Reflexive rehabilitation of “diversity”

In my understanding, the importance of critical theory is not primarily in its methods of critique but in the focus of its critique.

The critique of critical theory’s objects of criticism are meant to afford us access to our critical own subject. The ultimate aim of the effort is to critique ourselves as interpreters, understanders, actors — and critics.

In other words: Critical theory is meant to be reflexive.

My objection to the recent identitarian turn (documented in Yascha Mounk’s The Identity Trap) is total loss of that reflexivity that gives critical theory its value and humanity. In identitarian critique the critic self-objectifies their own critical subject as a category (or constellation of categories) that serves as its object of criticism. But the identitarian object of “self critique” is a decoy self. The decoy self redirects attention away from the first person critical subject and focuses it exclusively on third person objects of criticism. This keeps the subject who does the criticism — (again, the critical focus of genuine critical theory) — concealed in the background, unperceived, unconscious — unconstrained by critical self-awareness — and releases it to perform all the abuses of power it prohibits on principle.

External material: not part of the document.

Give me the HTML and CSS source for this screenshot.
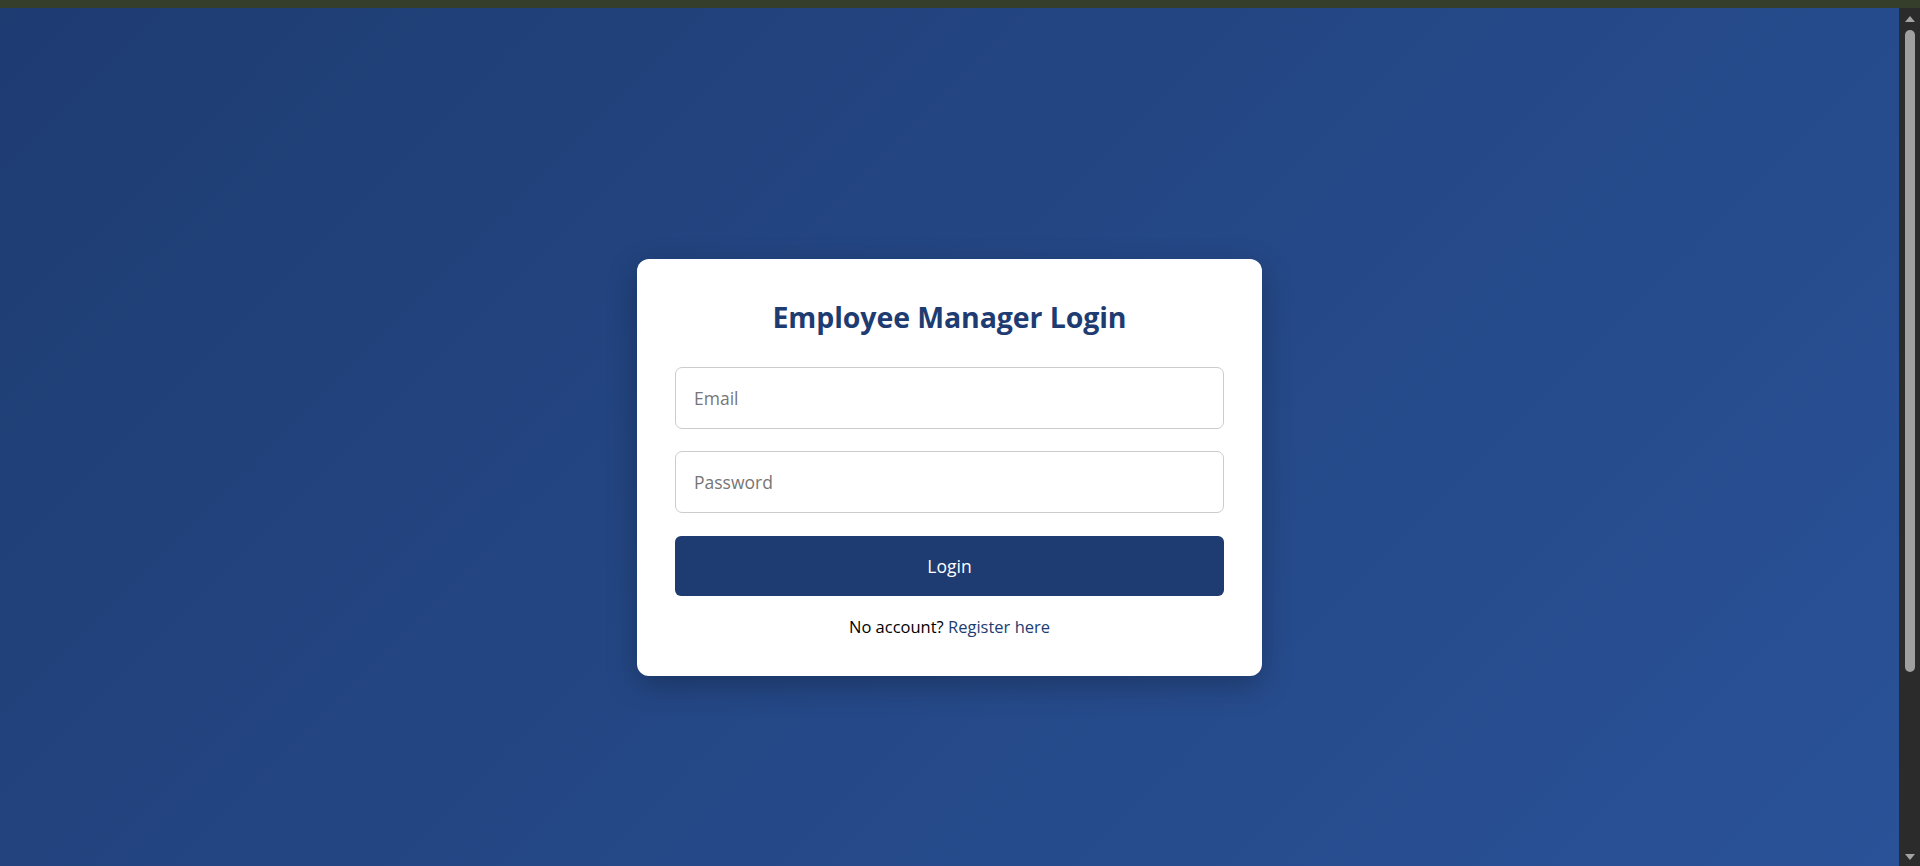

We act out a critique of objective self-categories we claim to be (an identity or intersectional identity complex), while sparing the most powerful, self-serving, most incorrigibly biased identity of all, the subject who compulsively performs the identitarian critique, and mistakes it for “objective” history, morality and reality.

Sartre famously called this self-objectifying move bad faith. In bad faith a person adopts a defined social role in place of our more protean, responsible I.

Reflexivity attempts to catch oneself in the act of delusion, distortion, neurosis. We try to notice what we imaginatively superimpose upon phenomena, what we try to ignore, or what we selectively exaggerate, suppress and distort. We actively seek out where we have been shown wrong, where our predictions have failed, where others object to our accounts and characterizations.

And we do this not for them, or, at least, not only for them. We do it because it allows us to develop better sensitivity and understanding of what is given around us — and what transcends our own minds.

This helps us be better more respectful, responsible citizens of the world — but it also enhances our understanding of the human condition — of how we, as humans, are situated within reality.

Our own experience of the world is enriched immeasurably. We can feel the mysterious ground behind mundane life. We can feel a depth of possibility, where before there was flat factuality.


All this being said: I have grown (or shrunk) to despise Progressivist identitarianism so intensely that I’ve become disproportionately, neurotically averse to its core symbols, some of which are core to my own ideals. One of these ideals is “diversity”.

I am re-embracing this word, and reaffirming my commitment to it.

Of course, my commitment to diversity is far more radical than Progressivism’s. In fact, I believe our institutions will only flourish again when Progressivism itself is subjected to its own standards of diversity in the institutions it dominates.

Progressivism, like every other power should be confronted and challenged, most of all by itself — reflexively. Progressives should be critiquing Progressivist-dominated institutions and asking what policies, practices and unacknowledged biases perpetuate, conceal and justify its abuses of power.

This work can and should be done under the banner of diversity.